== Data section
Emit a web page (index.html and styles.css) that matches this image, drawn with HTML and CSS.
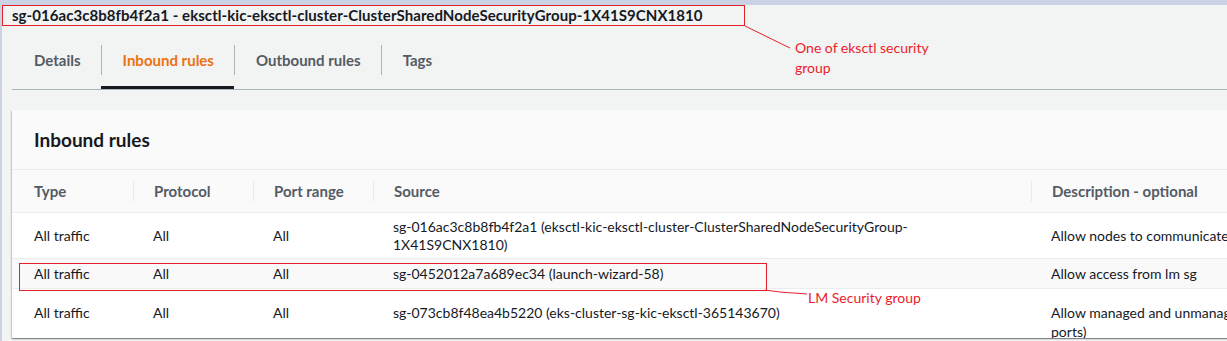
FILE: index.html
```html
<!DOCTYPE html>
<html lang="en">
<head>
  <meta charset="utf-8">
  <title>Security group - inbound rules</title>
  <link rel="stylesheet" href="styles.css">
</head>
<body>
  <h1 class="sg_title">sg-016ac3c8b8fb4f2a1 - eksctl-kic-eksctl-cluster-ClusterSharedNodeSecurityGroup-1X41S9CNX1810</h1>

  <div class="tabs">
    <div class="tab"><span class="tab_label">Details</span></div>
    <div class="tab active"><span class="tab_label">Inbound rules</span></div>
    <div class="tab"><span class="tab_label">Outbound rules</span></div>
    <div class="tab"><span class="tab_label">Tags</span></div>
  </div>

  <div class="card">
    <div class="card_header">Inbound rules</div>
    <table class="rules">
      <colgroup>
        <col class="c_type">
        <col class="c_proto">
        <col class="c_port">
        <col class="c_src">
        <col class="c_desc">
      </colgroup>
      <thead>
        <tr>
          <th>Type</th>
          <th><span class="th_div">Protocol</span></th>
          <th><span class="th_div">Port range</span></th>
          <th><span class="th_div">Source</span></th>
          <th><span class="th_div">Description - optional</span></th>
        </tr>
      </thead>
      <tbody>
        <tr class="row_tall">
          <td>All traffic</td>
          <td>All</td>
          <td>All</td>
          <td><div class="src">sg-016ac3c8b8fb4f2a1 (eksctl-kic-eksctl-cluster-ClusterSharedNodeSecurityGroup-1X41S9CNX1810)</div></td>
          <td>Allow nodes to communicate with each other</td>
        </tr>
        <tr class="row_short hover">
          <td>All traffic</td>
          <td>All</td>
          <td>All</td>
          <td><div class="src">sg-0452012a7a689ec34 (launch-wizard-58)</div></td>
          <td>Allow access from lm sg</td>
        </tr>
        <tr class="row_last">
          <td>All traffic</td>
          <td>All</td>
          <td>All</td>
          <td><div class="src">sg-073cb8f48ea4b5220 (eks-cluster-sg-kic-eksctl-365143670)</div></td>
          <td>Allow managed and unmanaged nodes to communicate with each other (all ports)</td>
        </tr>
      </tbody>
    </table>
  </div>

  <!-- annotations drawn over the screenshot -->
  <div class="mark_box"></div>
  <svg class="mark_lines" width="1227" height="341">
    <line x1="745" y1="26" x2="790" y2="48" stroke="#e3202a" stroke-width="1"/>
    <polyline points="765,290 780,292 807,294" fill="none" stroke="#e3202a" stroke-width="1"/>
  </svg>
  <div class="note note_top">One of eksctl security<br>group</div>
  <div class="note note_lm">LM Security group</div>
</body>
</html>
```
FILE: styles.css
```css
html, body {
    margin: 0px;
    padding: 0px;
}

body {
    width: 1227px;
    height: 341px;
    overflow: hidden;
    position: relative;
    box-sizing: border-box;
    background: #f2f3f3;
    border-top: 5px solid #c9d3e3;
    border-left: 2px solid #c9d3e3;
    font-family: Lato, "Open Sans", sans-serif;
    font-size: 14px;
    color: #16191f;
}

.sg_title {
    margin: 0px;
    width: 743px;
    height: 21px;
    box-sizing: border-box;
    border: 1px solid #e3202a;
    padding-left: 9px;
    font-size: 15px;
    font-weight: bold;
    line-height: 19px;
    letter-spacing: 0.06px;
    white-space: nowrap;
}

/* tabs */
.tabs {
    display: flex;
    margin: 19px 0px 0px 10px;
    border-bottom: 1px solid #aab7b8;
}

.tab {
    height: 44px;
    box-sizing: border-box;
    border-bottom: 3px solid transparent;
}

.tab.active {
    border-bottom-color: #16191f;
}

.tab_label {
    display: block;
    height: 30px;
    line-height: 30px;
    padding: 0px 20px 0px 22px;
    font-size: 15px;
    font-weight: bold;
    color: #545b64;
}

.tab + .tab .tab_label {
    border-left: 1px solid #aab7b8;
    padding-left: 21px;
}

.tab.active .tab_label {
    color: #ec7211;
}

/* card */
.card {
    margin: 20px 0px 0px 10px;
    width: 1560px;
    height: 228px;
    overflow: hidden;
    background: #fafafa;
    box-shadow: 0 1px 1px 0 rgba(0, 28, 36, 0.3), 1px 1px 1px 0 rgba(0, 28, 36, 0.15), -1px 1px 1px 0 rgba(0, 28, 36, 0.15);
}

.card_header {
    height: 59px;
    line-height: 59px;
    padding: 0px 22px;
    border-bottom: 1px solid #eaeded;
    font-size: 19px;
    font-weight: bold;
}

.rules {
    border-collapse: collapse;
    table-layout: fixed;
    width: 1539px;
}

.c_type { width: 121px; }
.c_proto { width: 120px; }
.c_port { width: 120px; }
.c_src { width: 658px; }
.c_desc { width: 520px; }

.rules th {
    height: 42px;
    padding: 0px;
    text-align: left;
    font-size: 15px;
    font-weight: bold;
    color: #545b64;
    border-bottom: 1px solid #eaeded;
}

.rules th:first-child {
    padding-left: 22px;
}

.th_div {
    display: block;
    height: 21px;
    line-height: 21px;
    padding-left: 20px;
    border-left: 1px solid #eaeded;
}

.rules td {
    padding: 0px 20px;
    line-height: 18px;
    vertical-align: middle;
    background: #ffffff;
    border-bottom: 1px solid #eaeded;
}

.rules td:first-child {
    padding-left: 22px;
}

.row_tall td {
    height: 45px;
}

.row_short td {
    height: 29px;
}

.row_short.hover td {
    background: #f9f9f9;
}

.row_last td {
    height: 47px;
    vertical-align: top;
    padding-top: 14px;
    box-sizing: border-box;
    line-height: 19px;
}

.src {
    max-width: 560px;
}

/* annotations */
.mark_box {
    position: absolute;
    left: 17px;
    top: 258px;
    width: 746px;
    height: 26px;
    border: 1px solid #e3202a;
}

.mark_lines {
    position: absolute;
    left: -2px;
    top: -5px;
}

.note {
    position: absolute;
    font-family: Lato, "Open Sans", sans-serif;
    font-size: 14px;
    line-height: 20px;
    color: #ea1c2a;
}

.note_top {
    left: 793px;
    top: 33px;
}

.note_lm {
    left: 806px;
    top: 283px;
}
```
====
What you are asked to do:
Write out the full listing verbatim, excluding its pictures.

Solution to this task:
Emit a web page (index.html and styles.css) that matches this image, drawn with HTML and CSS.
FILE: index.html
```html
<!DOCTYPE html>
<html lang="en">
<head>
  <meta charset="utf-8">
  <title>Security group - inbound rules</title>
  <link rel="stylesheet" href="styles.css">
</head>
<body>
  <h1 class="sg_title">sg-016ac3c8b8fb4f2a1 - eksctl-kic-eksctl-cluster-ClusterSharedNodeSecurityGroup-1X41S9CNX1810</h1>

  <div class="tabs">
    <div class="tab"><span class="tab_label">Details</span></div>
    <div class="tab active"><span class="tab_label">Inbound rules</span></div>
    <div class="tab"><span class="tab_label">Outbound rules</span></div>
    <div class="tab"><span class="tab_label">Tags</span></div>
  </div>

  <div class="card">
    <div class="card_header">Inbound rules</div>
    <table class="rules">
      <colgroup>
        <col class="c_type">
        <col class="c_proto">
        <col class="c_port">
        <col class="c_src">
        <col class="c_desc">
      </colgroup>
      <thead>
        <tr>
          <th>Type</th>
          <th><span class="th_div">Protocol</span></th>
          <th><span class="th_div">Port range</span></th>
          <th><span class="th_div">Source</span></th>
          <th><span class="th_div">Description - optional</span></th>
        </tr>
      </thead>
      <tbody>
        <tr class="row_tall">
          <td>All traffic</td>
          <td>All</td>
          <td>All</td>
          <td><div class="src">sg-016ac3c8b8fb4f2a1 (eksctl-kic-eksctl-cluster-ClusterSharedNodeSecurityGroup-1X41S9CNX1810)</div></td>
          <td>Allow nodes to communicate with each other</td>
        </tr>
        <tr class="row_short hover">
          <td>All traffic</td>
          <td>All</td>
          <td>All</td>
          <td><div class="src">sg-0452012a7a689ec34 (launch-wizard-58)</div></td>
          <td>Allow access from lm sg</td>
        </tr>
        <tr class="row_last">
          <td>All traffic</td>
          <td>All</td>
          <td>All</td>
          <td><div class="src">sg-073cb8f48ea4b5220 (eks-cluster-sg-kic-eksctl-365143670)</div></td>
          <td>Allow managed and unmanaged nodes to communicate with each other (all ports)</td>
        </tr>
      </tbody>
    </table>
  </div>

  <!-- annotations drawn over the screenshot -->
  <div class="mark_box"></div>
  <svg class="mark_lines" width="1227" height="341">
    <line x1="745" y1="26" x2="790" y2="48" stroke="#e3202a" stroke-width="1"/>
    <polyline points="765,290 780,292 807,294" fill="none" stroke="#e3202a" stroke-width="1"/>
  </svg>
  <div class="note note_top">One of eksctl security<br>group</div>
  <div class="note note_lm">LM Security group</div>
</body>
</html>
```
FILE: styles.css
```css
html, body {
    margin: 0px;
    padding: 0px;
}

body {
    width: 1227px;
    height: 341px;
    overflow: hidden;
    position: relative;
    box-sizing: border-box;
    background: #f2f3f3;
    border-top: 5px solid #c9d3e3;
    border-left: 2px solid #c9d3e3;
    font-family: Lato, "Open Sans", sans-serif;
    font-size: 14px;
    color: #16191f;
}

.sg_title {
    margin: 0px;
    width: 743px;
    height: 21px;
    box-sizing: border-box;
    border: 1px solid #e3202a;
    padding-left: 9px;
    font-size: 15px;
    font-weight: bold;
    line-height: 19px;
    letter-spacing: 0.06px;
    white-space: nowrap;
}

/* tabs */
.tabs {
    display: flex;
    margin: 19px 0px 0px 10px;
    border-bottom: 1px solid #aab7b8;
}

.tab {
    height: 44px;
    box-sizing: border-box;
    border-bottom: 3px solid transparent;
}

.tab.active {
    border-bottom-color: #16191f;
}

.tab_label {
    display: block;
    height: 30px;
    line-height: 30px;
    padding: 0px 20px 0px 22px;
    font-size: 15px;
    font-weight: bold;
    color: #545b64;
}

.tab + .tab .tab_label {
    border-left: 1px solid #aab7b8;
    padding-left: 21px;
}

.tab.active .tab_label {
    color: #ec7211;
}

/* card */
.card {
    margin: 20px 0px 0px 10px;
    width: 1560px;
    height: 228px;
    overflow: hidden;
    background: #fafafa;
    box-shadow: 0 1px 1px 0 rgba(0, 28, 36, 0.3), 1px 1px 1px 0 rgba(0, 28, 36, 0.15), -1px 1px 1px 0 rgba(0, 28, 36, 0.15);
}

.card_header {
    height: 59px;
    line-height: 59px;
    padding: 0px 22px;
    border-bottom: 1px solid #eaeded;
    font-size: 19px;
    font-weight: bold;
}

.rules {
    border-collapse: collapse;
    table-layout: fixed;
    width: 1539px;
}

.c_type { width: 121px; }
.c_proto { width: 120px; }
.c_port { width: 120px; }
.c_src { width: 658px; }
.c_desc { width: 520px; }

.rules th {
    height: 42px;
    padding: 0px;
    text-align: left;
    font-size: 15px;
    font-weight: bold;
    color: #545b64;
    border-bottom: 1px solid #eaeded;
}

.rules th:first-child {
    padding-left: 22px;
}

.th_div {
    display: block;
    height: 21px;
    line-height: 21px;
    padding-left: 20px;
    border-left: 1px solid #eaeded;
}

.rules td {
    padding: 0px 20px;
    line-height: 18px;
    vertical-align: middle;
    background: #ffffff;
    border-bottom: 1px solid #eaeded;
}

.rules td:first-child {
    padding-left: 22px;
}

.row_tall td {
    height: 45px;
}

.row_short td {
    height: 29px;
}

.row_short.hover td {
    background: #f9f9f9;
}

.row_last td {
    height: 47px;
    vertical-align: top;
    padding-top: 14px;
    box-sizing: border-box;
    line-height: 19px;
}

.src {
    max-width: 560px;
}

/* annotations */
.mark_box {
    position: absolute;
    left: 17px;
    top: 258px;
    width: 746px;
    height: 26px;
    border: 1px solid #e3202a;
}

.mark_lines {
    position: absolute;
    left: -2px;
    top: -5px;
}

.note {
    position: absolute;
    font-family: Lato, "Open Sans", sans-serif;
    font-size: 14px;
    line-height: 20px;
    color: #ea1c2a;
}

.note_top {
    left: 793px;
    top: 33px;
}

.note_lm {
    left: 806px;
    top: 283px;
}
```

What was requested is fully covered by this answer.